# START OF Dataset extract
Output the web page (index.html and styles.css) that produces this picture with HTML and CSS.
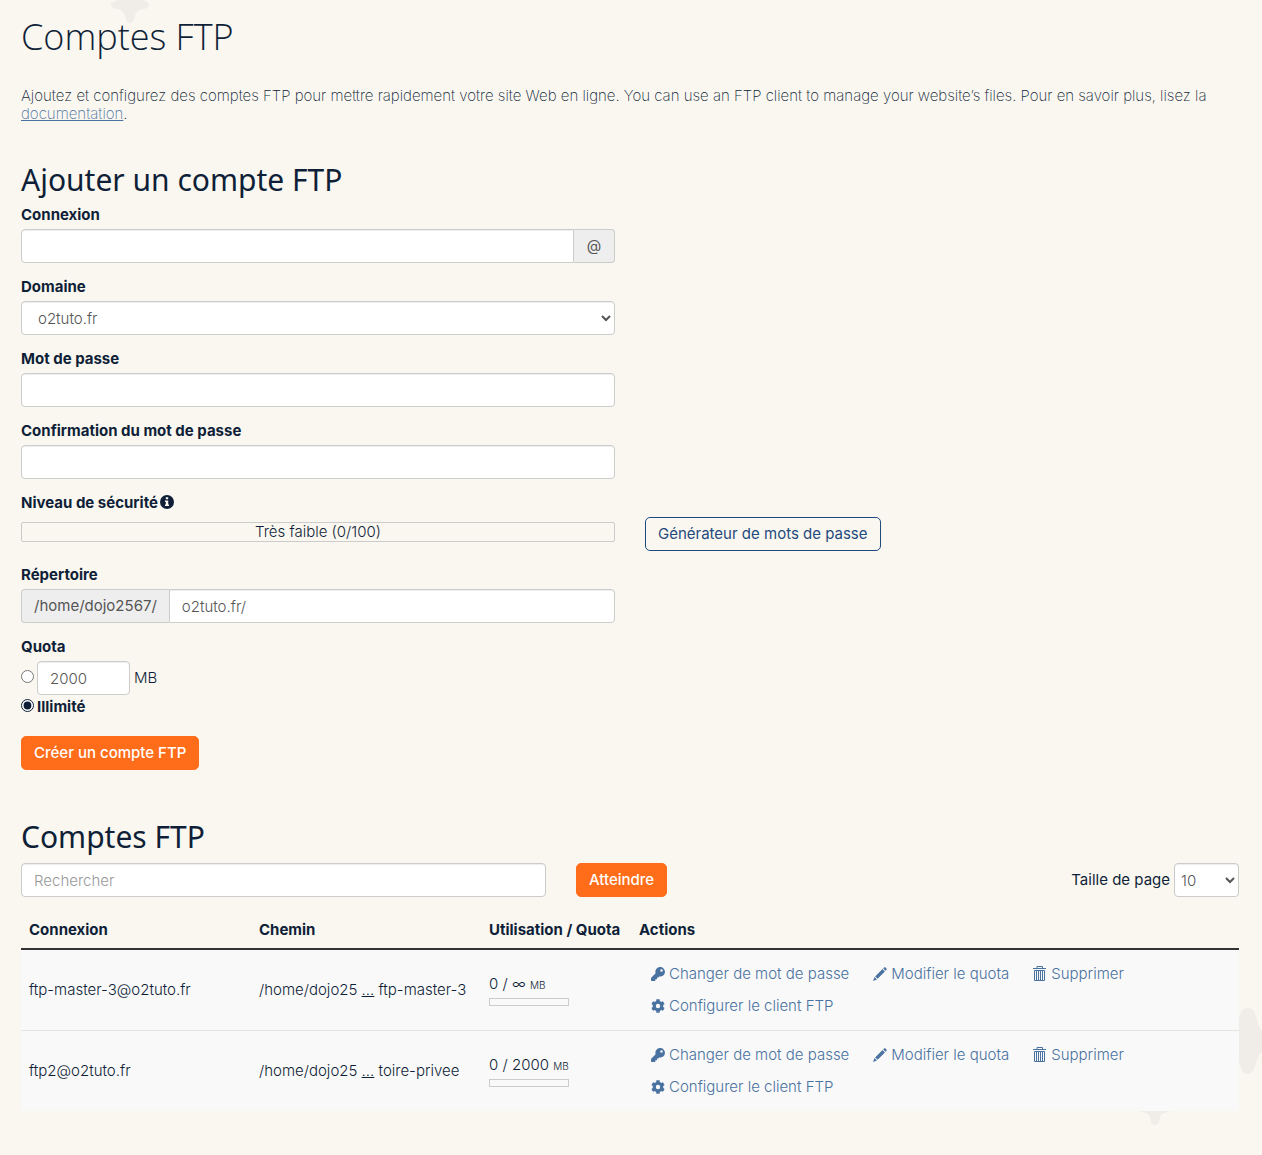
FILE: index.html
```html
<!DOCTYPE html>
<html lang="fr">
<head>
<meta charset="utf-8">
<meta name="viewport" content="width=device-width, initial-scale=1">
<title>Comptes FTP</title>
<link rel="stylesheet" href="styles.css">
</head>
<body>
<svg class="sprite" aria-hidden="true">
  <symbol id="i-key" viewBox="0 0 512 512"><path fill-rule="evenodd" d="M512 176a176 176 0 0 1-211 172l-25 27a24 24 0 0 1-18 9h-34v40a24 24 0 0 1-24 24h-40v40a24 24 0 0 1-24 24H24a24 24 0 0 1-24-24v-78a24 24 0 0 1 7-17l162-162A176 176 0 1 1 512 176zM336 128a48 48 0 1 0 96 0 48 48 0 0 0-96 0z"/></symbol>
  <symbol id="i-gear" viewBox="0 0 512 512"><path fill-rule="evenodd" d="M487 316l-42-25a193 193 0 0 0 0-70l42-25c5-3 7-9 6-14a249 249 0 0 0-55-95c-4-4-10-5-15-2l-42 24a190 190 0 0 0-61-35V25c0-5-4-10-9-12a251 251 0 0 0-110 0c-5 2-9 7-9 12v49a190 190 0 0 0-61 35L89 85c-5-3-11-2-15 2a249 249 0 0 0-55 95c-1 5 1 11 6 14l42 25a193 193 0 0 0 0 70l-42 25c-5 3-7 9-6 14a249 249 0 0 0 55 95c4 4 10 5 15 2l42-24a190 190 0 0 0 61 35v49c0 5 4 10 9 12a251 251 0 0 0 110 0c5-2 9-7 9-12v-49a190 190 0 0 0 61-35l42 24c5 3 11 2 15-2a249 249 0 0 0 55-95c1-5-1-11-6-14zM256 336a80 80 0 1 1 0-160 80 80 0 0 1 0 160z"/></symbol>
  <symbol id="i-pencil" viewBox="0 0 14 14"><path d="M11 .6c.5-.5 1-.5 1.500 0l.9.9c.5.5.5 1 0 1.500l-.8.8L10.200 1.400zM9.500 2.100l2.400 2.400-7.300 7.300-2.400-2.400zM1.600 10.100l2.300 2.300L0 14z"/></symbol>
  <symbol id="i-trash" viewBox="0 0 14 16"><path d="M4 2.500V.5h5.500v2M0 2.500h13M1.500 4.500h10v10h-10zM3.500 5v9M5.500 5v9M7.500 5v9M9.500 5v9" fill="none" stroke="currentColor"/></symbol>
</svg>
<div class="page">
  <svg class="deco deco-top" viewBox="0 0 40 24" aria-hidden="true"><path d="M8 0H32C37 1 39 3 39 5S36 9 33 9C28 10 26 12 25 16C24 20 23 23 20 23S16 20 15 16C14 12 12 10 7 9C4 9 1 7 1 5S3 1 8 0z"/></svg>
  <svg class="deco deco-side" viewBox="0 0 23 66" aria-hidden="true"><path d="M0 10C2 3 4 0 9 0S15 3 17 8C18 13 20 20 23 23V44C19 47 18 54 16 59C14 64 12 66 8 66S3 63 0 54z"/></svg>
  <svg class="deco deco-bottom" viewBox="0 0 32 60" aria-hidden="true"><path d="M12 0H20L24 42L31 46C27 48 22 48 21 52C20 56 20 60 16 60S12 56 11 52C10 48 5 48 1 46L8 42z"/></svg>

  <main>
    <h1>Comptes FTP</h1>
    <p class="lead">Ajoutez et configurez des comptes FTP pour mettre rapidement votre site Web en ligne. You can use an FTP client to manage your website’s files. Pour en savoir plus, lisez la <a href="#">documentation</a>.</p>

    <section>
      <h2>Ajouter un compte FTP</h2>
      <form class="form">
        <div class="group">
          <label for="login">Connexion</label>
          <div class="addon-row"><input class="control" id="login" type="text"><span class="addon addon-end">@</span></div>
        </div>
        <div class="group">
          <label for="domain">Domaine</label>
          <select class="control" id="domain"><option>o2tuto.fr</option></select>
        </div>
        <div class="group">
          <label for="pass">Mot de passe</label>
          <input class="control" id="pass" type="password">
        </div>
        <div class="group">
          <label for="pass2">Confirmation du mot de passe</label>
          <input class="control" id="pass2" type="password">
        </div>
        <div class="group wide">
          <div class="label">Niveau de sécurité<svg class="info" viewBox="0 0 14 14" role="img" aria-label="Aide"><circle cx="7" cy="7" r="7"/><path d="M5.800 2.300h2.400v2H5.800zM5 5.500h3.200v4H9V11H5V9.500h.8V7H5z" fill="#faf7f0"/></svg></div>
          <div class="columns">
            <div class="strength">Très faible (0/100)</div>
            <button class="btn btn-outline" type="button">Générateur de mots de passe</button>
          </div>
        </div>
        <div class="group">
          <label for="dir">Répertoire</label>
          <div class="addon-row"><span class="addon addon-start">/home/dojo2567/</span><input class="control" id="dir" type="text" value="o2tuto.fr/"></div>
        </div>
        <fieldset class="group quota">
          <legend>Quota</legend>
          <div class="choice"><input type="radio" name="quota" aria-label="Quota limité"><input class="control amount" type="text" value="2000" aria-label="Quota en MB"><span>MB</span></div>
          <div class="choice unlimited"><input type="radio" name="quota" id="unlimited" checked><label for="unlimited">Illimité</label></div>
        </fieldset>
        <button class="btn btn-primary" type="button">Créer un compte FTP</button>
      </form>
    </section>

    <section class="accounts">
      <h2>Comptes FTP</h2>
      <div class="toolbar">
        <input class="control search" type="search" placeholder="Rechercher" aria-label="Rechercher">
        <button class="btn btn-primary" type="button">Atteindre</button>
        <label class="size-label" for="size">Taille de page</label>
        <select class="control size" id="size"><option>10</option></select>
      </div>
      <table>
        <thead><tr><th class="c-login">Connexion</th><th class="c-path">Chemin</th><th class="c-usage">Utilisation / Quota</th><th>Actions</th></tr></thead>
        <tbody>
          <tr>
            <td>ftp-master-3@o2tuto.fr</td>
            <td>/home/dojo25 <u>...</u> ftp-master-3</td>
            <td>0 / ∞ <small>MB</small><div class="meter"></div></td>
            <td><div class="actions">
              <a href="#"><svg><use href="#i-key"/></svg>Changer de mot de passe</a>
              <a href="#"><svg><use href="#i-pencil"/></svg>Modifier le quota</a>
              <a href="#"><svg class="trash"><use href="#i-trash"/></svg>Supprimer</a>
              <a href="#"><svg><use href="#i-gear"/></svg>Configurer le client FTP</a>
            </div></td>
          </tr>
          <tr>
            <td>ftp2@o2tuto.fr</td>
            <td>/home/dojo25 <u>...</u> toire-privee</td>
            <td>0 / 2000 <small>MB</small><div class="meter"></div></td>
            <td><div class="actions">
              <a href="#"><svg><use href="#i-key"/></svg>Changer de mot de passe</a>
              <a href="#"><svg><use href="#i-pencil"/></svg>Modifier le quota</a>
              <a href="#"><svg class="trash"><use href="#i-trash"/></svg>Supprimer</a>
              <a href="#"><svg><use href="#i-gear"/></svg>Configurer le client FTP</a>
            </div></td>
          </tr>
        </tbody>
      </table>
    </section>
  </main>
</div>
</body>
</html>
```
FILE: styles.css
```css
* { box-sizing: border-box; }
body {
  margin: 0;
  background: #faf7f0;
  color: #0f1f38;
  font: 300 15px/18px Inter, "Liberation Sans", sans-serif;
}
.sprite { position: absolute; width: 0; height: 0; }
.page { position: relative; min-height: 100vh; overflow: hidden; padding: 17px 23px 44px 21px; }
main { position: relative; }

/* faint background ornaments */
.deco { position: absolute; fill: #f0ede8; }
.deco-top { left: 110px; top: 0; width: 40px; height: 24px; }
.deco-side { right: 0; bottom: 81px; width: 23px; height: 66px; }
.deco-bottom { right: 91px; bottom: 30px; width: 32px; height: 60px; }

h1, h2 { margin: 0; }
h1 { font-family: "Open Sans", sans-serif; font-size: 36px; line-height: 40px; font-weight: 300; }
h2 { font-family: "Noto Sans", sans-serif; font-size: 30px; line-height: 32px; font-weight: 400; margin-bottom: 10px; }
.lead { margin: 30px 0 41px; font-weight: 200; }
a { color: #4a72a0; }

.form { display: flex; flex-direction: column; align-items: flex-start; gap: 15px; }
.group { width: calc(50% - 15px); }
.group.wide { width: 100%; }
.group > label, .label, legend { display: block; margin-bottom: 5px; padding: 0; font-weight: 700; }
.control {
  display: block;
  width: 100%;
  height: 34px;
  padding: 6px 12px;
  border: 1px solid #ccc;
  border-radius: 4px;
  background: #fff;
  box-shadow: inset 0 1px 1px rgba(0, 0, 0, .075);
  color: #555;
  font: inherit;
}
.control::placeholder { color: #999; opacity: 1; }
.addon-row { display: flex; }
.addon-row .control { flex: 1; min-width: 0; }
.addon { min-width: 41px; padding: 7px 12px; border: 1px solid #ccc; background: #eee; color: #555; font-weight: 400; text-align: center; }
.addon-start { border-right: 0; border-radius: 4px 0 0 4px; }
.addon-start + .control { border-radius: 0 4px 4px 0; }
.addon-end { border-left: 0; border-radius: 0 4px 4px 0; }
.addon-row .control:first-child { border-radius: 4px 0 0 4px; }
.label { display: flex; align-items: flex-start; gap: 2px; }
.info { width: 14px; height: 14px; margin-top: 1px; fill: #0f1f38; }
.columns { display: grid; grid-template-columns: 1fr 1fr; gap: 30px; align-items: start; justify-items: start; }
.strength { width: 100%; height: 20px; margin-top: 5px; border: 1px solid #ccc; border-radius: 2px; text-align: center; }

.btn { height: 34px; padding: 0 12px; border: 1px solid; border-radius: 5px; font: inherit; white-space: nowrap; }
.btn-outline { border-color: #1f4a7d; background: transparent; color: #1f4a7d; font-weight: 400; }
.btn-primary { border-color: #ff6c1a; background: #ff6c1a; color: #fff; font-weight: 500; }

.quota { margin: 0; border: 0; padding: 0; }
.choice { display: flex; align-items: center; gap: 4px; }
.choice input[type="radio"] { width: 13px; height: 13px; margin: 0 -1px 4px 0; accent-color: #0f1f38; }
.amount { width: 93px; }
.unlimited { margin: 3px 0 5px; font-weight: 700; }

.accounts { margin-top: 51px; }
.toolbar { display: flex; align-items: center; gap: 30px; }
.search { width: 525px; flex-shrink: 1; }
.size-label { margin-left: auto; margin-right: -26px; font-weight: 400; }
.size { width: 65px; padding: 0 2px; }

table { width: 100%; margin-top: 14px; border-collapse: separate; border-spacing: 0; table-layout: fixed; }
.c-login, .c-path { width: 230px; }
.c-usage { width: 150px; }
th { padding: 10px 8px 9px; border-bottom: 2px solid #333; font-weight: 700; text-align: left; white-space: nowrap; }
td { padding: 8px; background: #f9f9f9; vertical-align: middle; }
tbody tr + tr td { border-top: 1px solid #e5e5e0; }
small { font-size: 10px; }
.meter { width: 80px; height: 8px; margin-top: 4px; border: 1px solid #ccc; }
.actions { display: flex; flex-wrap: wrap; }
.actions a { display: flex; align-items: center; gap: 4px; height: 32px; padding: 0 12px; text-decoration: none; white-space: nowrap; }
.actions svg { width: 14px; height: 14px; fill: currentColor; }
.actions .trash { height: 16px; }
```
# END OF Dataset extract
* **Directive**
Track down every line of the material containing the string "index", and copy it.

* **Solved problem**
Output the web page (index.html and styles.css) that produces this picture with HTML and CSS.
FILE: index.html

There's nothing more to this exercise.